シルクをベースとした革のような3Dプリント材料

タフツ大学の研究者チームがシルクで作られた革のような3Dプリント素材を開発

米国マサチューセッツ州の私立大学タフツ大学の研究チームは、シルクをベースとした皮革のような3Dプリント用素材を開発。この素材は完全にリサイクル可能な生分解性が特徴としながら、本革に匹敵する機械的特性を備えている。

皮革は、ファッションや装飾品では定番の素材であり耐久性と柔軟性が特徴的で、一般的には牛や豚などの動物の皮膚をなめして作られている。古代から利用されてきた皮革だが、牧畜における牛は、二酸化炭素の80倍以上の温暖化力を持つメタンを大量に発生させるため、それが温暖化の原因のひとつとされており、大量殺戮を含め多くの社会的問題を抱えている。
更に、革を加工する際には多くの化学薬品が使用されており、日焼け防止剤には、クロム塩、ホルムアルデヒド、動植物に有害な影響を及ぼす可能性のある様々な重油などが含まれている。

そこでタフツ大学の研究チームは環境に配慮した代替品として、シルクをベースに加工し、より強くより耐久性のある物として、特注の空気圧式押し出し3Dプリンタに対応させる素材とプロント方法を開発。システムには3軸CNCガントリー、1m×1mのプリントベッド、ノードソンEFD ValveMateディスペンシングバルブコントローラーが搭載されている。
配合方法として、蚕の繭から採取した絹繊維をスラリー状にして混ぜ合わせ、この繊維をタンパク質に分解した後、可塑剤と植物性ゴムの増粘剤を混ぜることで、3Dプリントに必要な押し出しやすさを実現。さらに、軟体動物の外骨格の強さの基となっている糖質「キトサン」を下地に加えることで、素材の強度を高めている。このプロセスは害の少ない化学薬品のみを使用しており、標準的な実験室環境で使用することができる。

発表された研究成果によればこの皮革のような素材は、0.25mmから5mmの範囲で様々な形状の3Dプリントが可能で、工夫次第で柔軟性や不透明度を変えて蒸着することもできるという。この特徴を活かし、様々なファッションへの応用が期待でき、耐用年数が過ぎた後は再生して再利用が可能で、完全に生分解性であるため環境へ負担を掛けずに廃棄することもできる。

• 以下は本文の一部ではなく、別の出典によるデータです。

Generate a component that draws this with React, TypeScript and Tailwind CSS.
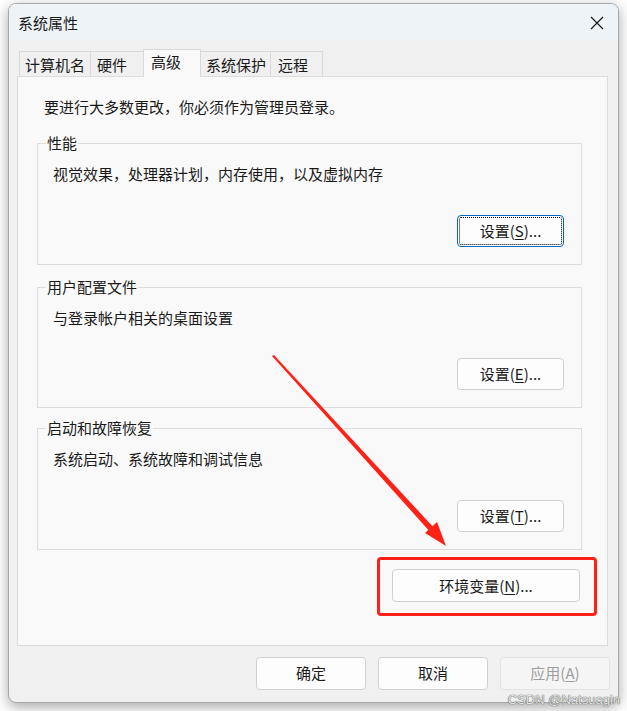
import React from "react";

const Btn = ({ label, k, rest, focused }: { label: string; k: string; rest: string; focused?: boolean }) => (
  <div
    className={
      "flex h-[32px] w-[107px] items-center justify-center rounded-[4px] border bg-[#fdfdfd] " +
      (focused ? "border-[#0067c0] p-[1px]" : "border-[#d0d0d0]")
    }
  >
    {focused ? (
      <div className="flex h-full w-full items-center justify-center rounded-[2px] border border-dotted border-black">
        <span className="leading-[20px]">
          {label}(<span className="underline underline-offset-2">{k}</span>){rest}
        </span>
      </div>
    ) : (
      <span className="leading-[20px]">
        {label}(<span className="underline underline-offset-2">{k}</span>){rest}
      </span>
    )}
  </div>
);

const Group = ({ title, text, k, focused, h }: { title: string; text: string; k: string; focused?: boolean; h: string }) => (
  <div className={"relative ml-[19px] flex w-[545px] flex-col border border-[#dcdcdc] pb-[17px] pl-[15px] pt-[20px] " + h}>
    <span className="absolute left-[8px] top-[-11px] bg-[#f9f9f9] px-[1px] leading-[20px]">{title}</span>
    <div className="leading-[20px]">{text}</div>
    <div className="mt-auto flex justify-end pr-[17px]">
      <Btn label="设置" k={k} rest="..." focused={focused} />
    </div>
  </div>
);

export default function App() {
  const tabs = [
    { t: "计算机名", w: "w-[72px]", pl: "pl-[5px]" },
    { t: "硬件", w: "w-[54px]", pl: "pl-[6px]" },
    { t: "高级", w: "w-[58px]", pl: "pl-[7px]", sel: true },
    { t: "系统保护", w: "w-[71px]", pl: "pl-[5px]" },
    { t: "远程", w: "w-[53px]", pl: "pl-[7px]" },
  ];
  return (
    <div className="relative h-[711px] w-[627px] overflow-hidden bg-white pl-[8px] pt-[3px] font-['Noto_Sans_CJK_SC',sans-serif] text-[15px] text-[#1a1a1a]">
      <div className="flex h-[700px] w-[611px] flex-col overflow-hidden rounded-[8px] border border-[#a8a8a8] bg-[#f0f0f0] shadow-[0_4px_14px_rgba(0,0,0,0.35)]">
        {/* title bar */}
        <div className="flex h-[36px] items-center justify-between bg-[#eef3f8] pl-[9px] pr-[14px]">
          <span className="mt-[2px] leading-[20px]">系统属性</span>
          <svg width="14" height="14" viewBox="0 0 14 14" className="mt-[2px]">
            <path d="M1 1L13 13M13 1L1 13" stroke="#1a1a1a" strokeWidth="1.2" />
          </svg>
        </div>
        {/* tabs */}
        <div className="ml-[10px] mt-[10px] flex h-[26px] items-end">
          {tabs.map((tb, i) =>
            tb.sel ? (
              <div
                key={i}
                className={"relative z-10 -mb-px -ml-px h-[28px] border border-b-0 border-[#d9d9d9] bg-[#f9f9f9] pt-[2px] leading-[20px] " + tb.w + " " + tb.pl}
              >
                {tb.t}
              </div>
            ) : (
              <div
                key={i}
                className={"h-[25px] border border-b-0 border-[#d9d9d9] bg-[#f0f0f0] pt-[3px] leading-[20px] " + (i > 0 ? "-ml-px " : "") + tb.w + " " + tb.pl}
              >
                {tb.t}
              </div>
            )
          )}
        </div>
        {/* panel */}
        <div className="ml-[8px] flex h-[570px] w-[591px] flex-col border border-[#dcdcdc] bg-[#f9f9f9]">
          <div className="ml-[26px] mt-[20px] leading-[20px]">要进行大多数更改，你必须作为管理员登录。</div>
          <div className="mt-[26px]">
            <Group title="性能" text="视觉效果，处理器计划，内存使用，以及虚拟内存" k="S" focused h="h-[122px]" />
          </div>
          <div className="mt-[22px]">
            <Group title="用户配置文件" text="与登录帐户相关的桌面设置" k="E" h="h-[121px]" />
          </div>
          <div className="mt-[20px]">
            <Group title="启动和故障恢复" text="系统启动、系统故障和调试信息" k="T" h="h-[122px]" />
          </div>
          <div className="mt-[19px] flex justify-end pr-[27px]">
            <div className="flex h-[33px] w-[188px] items-center justify-center rounded-[4px] border border-[#d0d0d0] bg-[#fdfdfd] leading-[20px]">
              环境变量(<span className="underline underline-offset-2">N</span>)...
            </div>
          </div>
        </div>
        {/* bottom buttons */}
        <div className="ml-[247px] mt-[11px] flex gap-[12px]">
          <div className="flex h-[33px] w-[110px] items-center justify-center rounded-[4px] border border-[#d0d0d0] bg-[#fdfdfd]">确定</div>
          <div className="flex h-[33px] w-[110px] items-center justify-center rounded-[4px] border border-[#d0d0d0] bg-[#fdfdfd]">取消</div>
          <div className="flex h-[33px] w-[110px] items-center justify-center rounded-[4px] border border-[#e3e3e3] bg-[#f5f5f5] text-[#9d9d9d]">
            应用(<span className="underline underline-offset-2">A</span>)
          </div>
        </div>
      </div>

      {/* annotation: red box */}
      <div className="pointer-events-none absolute left-[377px] top-[557px] h-[59px] w-[220px] rounded-[4px] border-[3px] border-[#ff2116]" />
      {/* annotation: red arrow */}
      <svg className="pointer-events-none absolute left-0 top-0" width="627" height="711" viewBox="0 0 627 711">
        <polygon points="272,356 274,355 436,530 432,534" fill="#ff2116" />
        <polygon points="446,546 437,522 425,533" fill="#ff2116" />
      </svg>
      {/* watermark */}
      <div className="absolute bottom-[2px] right-[7px] font-['Liberation_Sans',sans-serif] text-[13px] text-[#e6e6e6] [text-shadow:0_0_1px_#555,0_0_1px_#555]">
        CSDN @Natsuagin
      </div>
    </div>
  );
}
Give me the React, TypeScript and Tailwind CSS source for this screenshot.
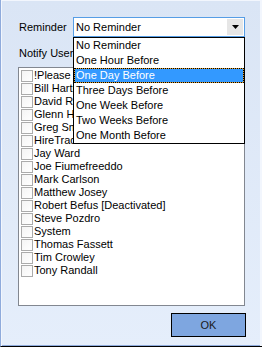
import React from "react";

const users = [
  "!Please Select",
  "Bill Hartman",
  "David Robertson",
  "Glenn Hayes",
  "Greg Smith",
  "HireTrader",
  "Jay Ward",
  "Joe Fiumefreeddo",
  "Mark Carlson",
  "Matthew Josey",
  "Robert Befus [Deactivated]",
  "Steve Pozdro",
  "System",
  "Thomas Fassett",
  "Tim Crowley",
  "Tony Randall",
];

const options = [
  "No Reminder",
  "One Hour Before",
  "One Day Before",
  "Three Days Before",
  "One Week Before",
  "Two Weeks Before",
  "One Month Before",
];

export default function App() {
  return (
    <div
      className="relative w-[262px] h-[347px] overflow-hidden border-l border-l-[#8fabdc] border-b border-b-black bg-gradient-to-b from-[#dae5f5] to-[#e5eefb] text-[11px] text-black shadow-[inset_0_1px_0_#f2f6fd,inset_1px_0_0_#f2f6fd,inset_-2px_0_0_#f2f6fd,inset_0_-1px_0_#8fabdc]"
      style={{ fontFamily: '"Liberation Sans", Arial, sans-serif' }}
    >
      <div className="flex flex-col pt-[17px] pl-[17px] pr-[17px]">
        <div className="flex items-center h-[20px]">
          <div className="w-[55px] pl-px leading-[13px]">Reminder</div>
          <div className="flex items-center w-[172px] h-[20px] border border-[#569de5] bg-white">
            <div className="flex-1 pl-[2px] leading-[13px]">No Reminder</div>
            <div className="flex items-center justify-center w-[16px] h-[16px] mr-px bg-[#e6e6e6]">
              <svg width="7" height="4" viewBox="0 0 7 4">
                <path d="M0 0H7L3.5 4Z" fill="#000" />
              </svg>
            </div>
          </div>
        </div>
        <div className="mt-[10px] h-[13px] leading-[13px] pl-px">Notify Users</div>
        <div className="mt-[7px] h-[239px] border border-[#828790] bg-white pt-px">
          {users.map((u) => (
            <div key={u} className="flex items-center h-[13px] pl-[2px] whitespace-nowrap">
              <div className="w-[12px] h-[12px] border border-[#ababab] bg-gradient-to-br from-[#f4f4f4] to-white shrink-0" />
              <span className="ml-px leading-[13px]">{u}</span>
            </div>
          ))}
        </div>
        <div className="flex justify-end mt-[7px] -mr-px">
          <button className="w-[75px] h-[24px] border border-black bg-[#7ea6e0] text-[#1a1a1a] text-[11px] leading-none">
            OK
          </button>
        </div>
      </div>

      <div className="absolute left-[72px] top-[37px] w-[172px] border border-black bg-white">
        {options.map((o) =>
          o === "One Day Before" ? (
            <div key={o} className="h-[15px] border border-dotted border-black bg-[#e0a030]">
              <div className="h-full bg-[#3399ff] text-white pl-px leading-[13px]">{o}</div>
            </div>
          ) : (
            <div key={o} className="h-[15px] pl-[2px] leading-[15px]">
              {o}
            </div>
          )
        )}
      </div>
    </div>
  );
}
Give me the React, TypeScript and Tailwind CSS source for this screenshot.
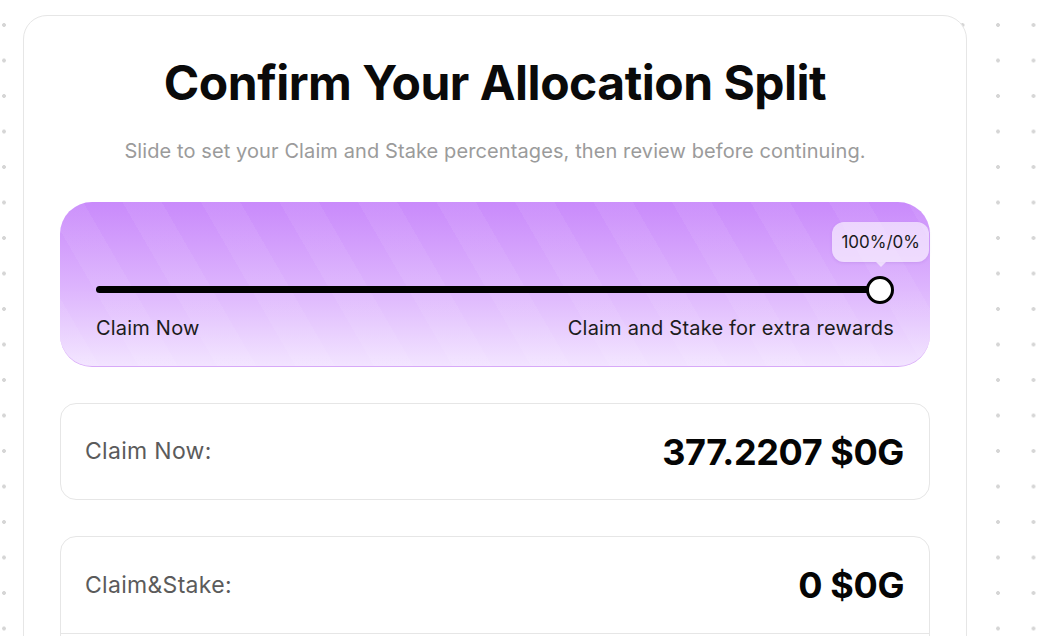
import React from "react";

export default function App() {
  return (
    <div
      className="w-[1064px] h-[636px] overflow-hidden bg-white"
      style={{ fontFamily: "Inter, 'Liberation Sans', sans-serif" }}
    >
      <div className="h-full w-full pt-[15px] pl-[23px] bg-[radial-gradient(circle,#d6d6d6_1.6px,transparent_2.2px)] bg-[length:35.5px_35.5px] bg-[position:-13.75px_7.25px]">
        <div className="w-[944px] h-[700px] rounded-[24px] border border-[#e6e6e6] bg-white px-[36px] pt-[40px]">
          <h1 className="text-center text-[48px] leading-[53px] font-bold text-[#0a0a0a] tracking-[-0.5px]">
            Confirm Your Allocation Split
          </h1>
          <p className="mt-[28px] text-center text-[20px] leading-[28px] text-[#9b9b9b] tracking-[0.1px]">
            Slide to set your Claim and Stake percentages, then review before continuing.
          </p>

          <div className="mt-[37px] h-[165px] rounded-[32px] border-b border-[#d8a9f8] bg-[repeating-linear-gradient(60deg,rgba(255,255,255,0.06)_0px,rgba(255,255,255,0.06)_34px,rgba(255,255,255,0)_34px,rgba(255,255,255,0)_68px),linear-gradient(to_bottom,#c98afb,#dcb2fd_50%,#f2e4ff)] px-[36px] pt-[74px]">
            <div className="relative h-[28px]">
              <div className="absolute left-0 right-[14px] top-[10px] h-[7px] rounded-full bg-black" />
              <div className="absolute right-0 top-0 h-[28px] w-[28px] rounded-full border-[3px] border-black bg-white" />
              <div className="absolute right-[-35px] top-[-54px] flex flex-col items-center">
                <div className="rounded-[12px] bg-white/60 px-[9px] py-[8px] text-[17px] leading-[24px] text-[#1a1a1a] shadow-[0_1px_3px_rgba(120,60,180,0.15)]">
                  100%/0%
                </div>
                <div className="h-0 w-0 border-x-[5px] border-t-[5px] border-x-transparent border-t-white/60" />
              </div>
            </div>
            <div className="mt-[12px] flex justify-between text-[20px] leading-[24px] text-[#1c1c1c] tracking-[0.2px]">
              <span>Claim Now</span>
              <span>Claim and Stake for extra rewards</span>
            </div>
          </div>

          <div className="mt-[36px] flex h-[97px] items-center justify-between rounded-[16px] border border-[#e6e6e6] pl-[24px] pr-[25px]">
            <span className="text-[23px] text-[#5b5b5b] tracking-[0.3px]">Claim Now:</span>
            <span className="text-[36px] font-bold text-[#050505] tracking-[-0.4px]">377.2207 $0G</span>
          </div>

          <div className="mt-[36px] rounded-[16px] border border-[#e6e6e6]">
            <div className="flex h-[96px] items-center justify-between pl-[24px] pr-[25px]">
              <span className="text-[23px] text-[#5b5b5b] tracking-[0.3px]">Claim&amp;Stake:</span>
              <span className="text-[36px] font-bold text-[#050505] tracking-[-0.4px]">0 $0G</span>
            </div>
            <div className="h-[60px] border-t border-[#e6e6e6]" />
          </div>
        </div>
      </div>
    </div>
  );
}
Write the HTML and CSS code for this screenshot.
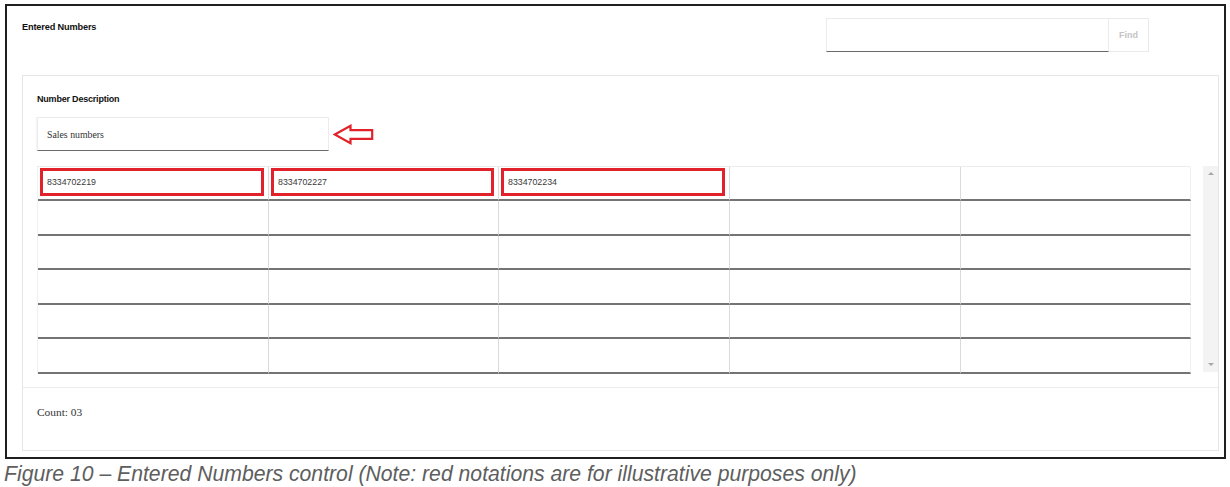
FILE: index.html
```html
<!DOCTYPE html>
<html lang="en">
<head>
<meta charset="utf-8">
<title>Entered Numbers control</title>
<link rel="stylesheet" href="styles.css">
</head>
<body>
<div class="frame">
  <div class="header">
    <div class="title">Entered Numbers</div>
    <div class="search">
      <div class="search-input"></div>
      <div class="find-btn">Find</div>
    </div>
  </div>
  <div class="panel">
    <div class="panel-body">
      <div class="label">Number Description</div>
      <div class="desc-row">
        <div class="desc-input">Sales numbers</div>
        <svg class="arrow" width="41" height="21" viewBox="0 0 41 21" aria-hidden="true">
          <path d="M1.8 10.5 L17.5 1.8 L17.5 6.2 L39.2 6.2 L39.2 14.8 L17.5 14.8 L17.5 19.2 Z" fill="none" stroke="#e1222b" stroke-width="2.2" stroke-linejoin="miter"/>
        </svg>
      </div>
      <div class="table-row">
        <div class="grid">
          <div class="cell"><div class="mark">8334702219</div></div>
          <div class="cell"><div class="mark">8334702227</div></div>
          <div class="cell"><div class="mark">8334702234</div></div>
          <div class="cell"></div>
          <div class="cell"></div>

          <div class="cell"></div><div class="cell"></div><div class="cell"></div><div class="cell"></div><div class="cell"></div>
          <div class="cell"></div><div class="cell"></div><div class="cell"></div><div class="cell"></div><div class="cell"></div>
          <div class="cell"></div><div class="cell"></div><div class="cell"></div><div class="cell"></div><div class="cell"></div>
          <div class="cell"></div><div class="cell"></div><div class="cell"></div><div class="cell"></div><div class="cell"></div>
          <div class="cell"></div><div class="cell"></div><div class="cell"></div><div class="cell"></div><div class="cell"></div>
        </div>
        <div class="scrollbar">
          <span class="tri up"></span>
          <span class="tri down"></span>
        </div>
      </div>
    </div>
    <div class="footer">Count: 03</div>
  </div>
</div>
<div class="caption">Figure 10 – Entered Numbers control (Note: red notations are for illustrative purposes only)</div>
</body>
</html>
```
FILE: styles.css
```css
* { box-sizing: border-box; }

html, body {
  margin: 0;
  padding: 0;
  background: #ffffff;
}

body {
  font-family: "Liberation Sans", Arial, sans-serif;
  color: #222;
}

.frame {
  margin: 4px 0 0 5px;
  width: 1221px;
  height: 455px;
  border: 2px solid #1f1f1f;
  display: flex;
  flex-direction: column;
}

.header {
  height: 69px;
  flex: none;
  display: flex;
  justify-content: space-between;
  align-items: flex-start;
  padding-left: 15px;
  padding-right: 75px;
}

.title {
  margin-top: 15px;
  font-size: 9.2px;
  line-height: 12px;
  font-weight: bold;
  letter-spacing: -0.15px;
  color: #111;
}

.search {
  margin-top: 12px;
  display: flex;
}

.search-input {
  width: 283px;
  height: 34px;
  border: 1px solid #ececec;
  border-bottom: 1.5px solid #6a6a6a;
  background: #fff;
}

.find-btn {
  width: 40px;
  height: 34px;
  border: 1px solid #e9e9e9;
  border-left: none;
  display: flex;
  align-items: center;
  justify-content: center;
  font-size: 9px;
  font-weight: bold;
  color: #c4c4c4;
}

.panel {
  margin-left: 15px;
  margin-right: 5px;
  height: 376px;
  border: 1px solid #e6e6e6;
  display: flex;
  flex-direction: column;
}

.panel-body {
  padding: 17px 0 13px 14px;
}

.label {
  font-size: 9px;
  line-height: 12px;
  font-weight: bold;
  letter-spacing: -0.2px;
  color: #111;
}

.desc-row {
  margin-top: 12px;
  display: flex;
  align-items: center;
}

.desc-input {
  width: 292px;
  height: 34px;
  border: 1px solid #ececec;
  border-bottom: 1.5px solid #6a6a6a;
  box-shadow: -1px 0 1px rgba(0,0,0,0.04);
  padding-left: 9px;
  display: flex;
  align-items: center;
  font-family: "Liberation Serif", "Times New Roman", serif;
  font-size: 9.8px;
  color: #333;
}

.arrow {
  margin-left: 4px;
  display: block;
}

.table-row {
  margin-top: 15px;
  display: flex;
  align-items: flex-start;
}

.grid {
  width: 1153px;
  display: grid;
  grid-template-columns: 231px 230px 231px 231px 230px;
  grid-template-rows: 34px 35px 34px 35px 34px 35px;
  border-top: 1px solid #ececec;
  border-left: 1px solid #f0f0f0;
}

.cell {
  border-right: 1.3px solid #dadada;
  border-bottom: 2px solid #747474;
  display: flex;
}

.cell:nth-child(5n) {
  border-right: 1px solid #f0f0f0;
}

.mark {
  flex: 1;
  margin: 1px 4px 3px 2px;
  border: 3px solid #e1222b;
  padding-left: 4px;
  display: flex;
  align-items: center;
  font-family: "Liberation Sans", Arial, sans-serif;
  font-size: 8.8px;
  color: #3a3a3a;
}

.scrollbar {
  margin-left: 13px;
  width: 15px;
  height: 206px;
  background: #f3f3f3;
  display: flex;
  flex-direction: column;
  justify-content: space-between;
  align-items: center;
  padding: 6px 0 6px;
}

.tri {
  width: 0;
  height: 0;
  border-left: 3px solid transparent;
  border-right: 3px solid transparent;
}

.tri.up {
  border-bottom: 3px solid #a8a8a8;
}

.tri.down {
  border-top: 3px solid #a8a8a8;
}

.footer {
  border-top: 1px solid #ececec;
  flex: 1;
  padding: 17px 0 0 14px;
  font-family: "Liberation Serif", "Times New Roman", serif;
  font-size: 11.4px;
  line-height: 14px;
  color: #333;
}

.caption {
  margin-top: 3px;
  padding-left: 4px;
  font-family: "Liberation Sans", Arial, sans-serif;
  font-style: italic;
  font-size: 21.2px;
  line-height: 24px;
  color: #5e5e5e;
  white-space: nowrap;
}
```
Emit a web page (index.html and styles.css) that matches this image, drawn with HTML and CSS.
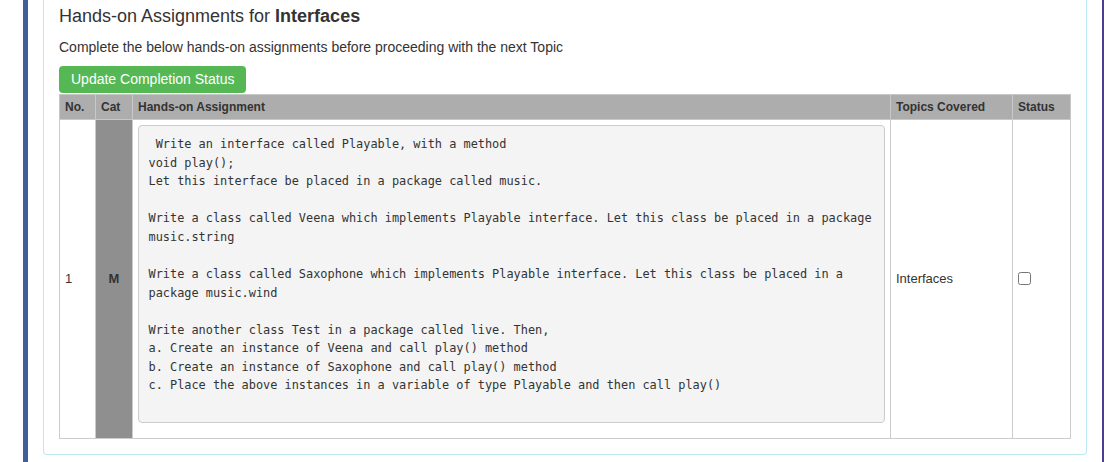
FILE: index.html
```html
<!DOCTYPE html>
<html lang="en">
<head>
<meta charset="utf-8">
<title>Hands-on Assignments</title>
<link rel="stylesheet" href="styles.css">
</head>
<body>
<div class="page">
  <div class="side-bar"></div>
  <div class="panel">
    <div class="panel-body">
      <h4 class="title">Hands-on Assignments for <b>Interfaces</b></h4>
      <p class="lead-text">Complete the below hands-on assignments before proceeding with the next Topic</p>
      <button class="btn-success" type="button">Update Completion Status</button>
      <table class="assign-table">
        <colgroup>
          <col class="c-no">
          <col class="c-cat">
          <col class="c-task">
          <col class="c-topics">
          <col class="c-status">
        </colgroup>
        <thead>
          <tr>
            <th>No.</th>
            <th>Cat</th>
            <th>Hands-on Assignment</th>
            <th>Topics Covered</th>
            <th>Status</th>
          </tr>
        </thead>
        <tbody>
          <tr>
            <td class="num">1</td>
            <td class="cat">M</td>
            <td class="task"><pre class="code"> Write an interface called Playable, with a method
void play();
Let this interface be placed in a package called music.

Write a class called Veena which implements Playable interface. Let this class be placed in a package
music.string

Write a class called Saxophone which implements Playable interface. Let this class be placed in a
package music.wind

Write another class Test in a package called live. Then,
a. Create an instance of Veena and call play() method
b. Create an instance of Saxophone and call play() method
c. Place the above instances in a variable of type Playable and then call play()
 </pre></td>
            <td class="topics">Interfaces</td>
            <td class="status"><input type="checkbox" class="chk"></td>
          </tr>
        </tbody>
      </table>
    </div>
  </div>
  <div class="edge-line"></div>
</div>
</body>
</html>
```

FILE: styles.css
```css
* {
  box-sizing: border-box;
}

html, body {
  margin: 0;
  padding: 0;
  background: #ffffff;
}

body {
  font-family: "Liberation Sans", Arial, sans-serif;
  font-size: 13px;
  line-height: 1.42857;
  color: #333333;
}

.page {
  display: flex;
  align-items: stretch;
  height: 462px;
  overflow: hidden;
}

.side-bar {
  flex: none;
  width: 5px;
  margin-left: 23px;
  background: #3f5e9a;
}

.panel {
  flex: none;
  align-self: flex-start;
  width: 1044px;
  margin-left: 15px;
  border: 1px solid #bce8f1;
  border-top: none;
  border-radius: 0 0 4px 4px;
  background: #ffffff;
}

.panel-body {
  padding: 7px 15px 15px;
}

.title {
  margin: 0 0 10px;
  font-size: 18px;
  font-weight: normal;
  line-height: 1.1;
  color: #333333;
}

.title b {
  font-weight: bold;
}

.lead-text {
  margin: 0 0 9px;
  font-size: 14px;
  line-height: 20px;
}

.btn-success {
  display: block;
  height: 27px;
  margin: 0;
  padding: 0 12px;
  border: none;
  border-radius: 4px;
  background: #55b855;
  color: #ffffff;
  font-family: "Liberation Sans", Arial, sans-serif;
  font-size: 14px;
  line-height: 27px;
  cursor: pointer;
}

.assign-table {
  width: 100%;
  margin-top: 1px;
  border-collapse: collapse;
  table-layout: fixed;
  border: 1px solid #cccccc;
}

.c-no { width: 36px; }
.c-cat { width: 37px; }
.c-topics { width: 122px; }
.c-status { width: 58px; }

.assign-table th {
  padding: 4px 5px;
  background: #adadad;
  border: 1px solid #c8c8c8;
  font-size: 12px;
  font-weight: bold;
  line-height: 16px;
  text-align: left;
  color: #333333;
  white-space: nowrap;
}

.assign-table td {
  padding: 5px;
  border: 1px solid #cccccc;
  vertical-align: middle;
  font-size: 13px;
}

.assign-table td.cat {
  background: #8f8f8f;
  text-align: center;
  font-weight: bold;
}

.code {
  margin: 0 0 10px;
  padding: 9.5px 9.5px 8.5px;
  background: #f4f4f4;
  border: 1px solid #cccccc;
  border-radius: 4px;
  font-family: "DejaVu Sans Mono", "Liberation Mono", monospace;
  font-size: 11.9px;
  line-height: 18.55px;
  color: #333333;
  white-space: pre;
  overflow: hidden;
}

.chk {
  display: block;
  width: 13px;
  height: 13px;
  margin: 0;
}

.edge-line {
  flex: none;
  width: 2px;
  margin-left: 15px;
  background: #4d3d92;
}
```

本研究の共著者であるFiorenzo Omenetto氏は「私たちの研究は、現在一般的に広く使用されている製品の代替品を提供するため、材料の性能を維持しながら有害化学物質の使用を最小限に抑える天然由来の材料の使用に焦点を当てています。シルクだけでなく、繊維くずや農業廃棄物からのセルロース、貝類廃棄物からのキトサン、そしてそれらを結合するために使用される比較的穏やかな化学物質をすべて使用することで、目標に向かって前進しています。」と説明している。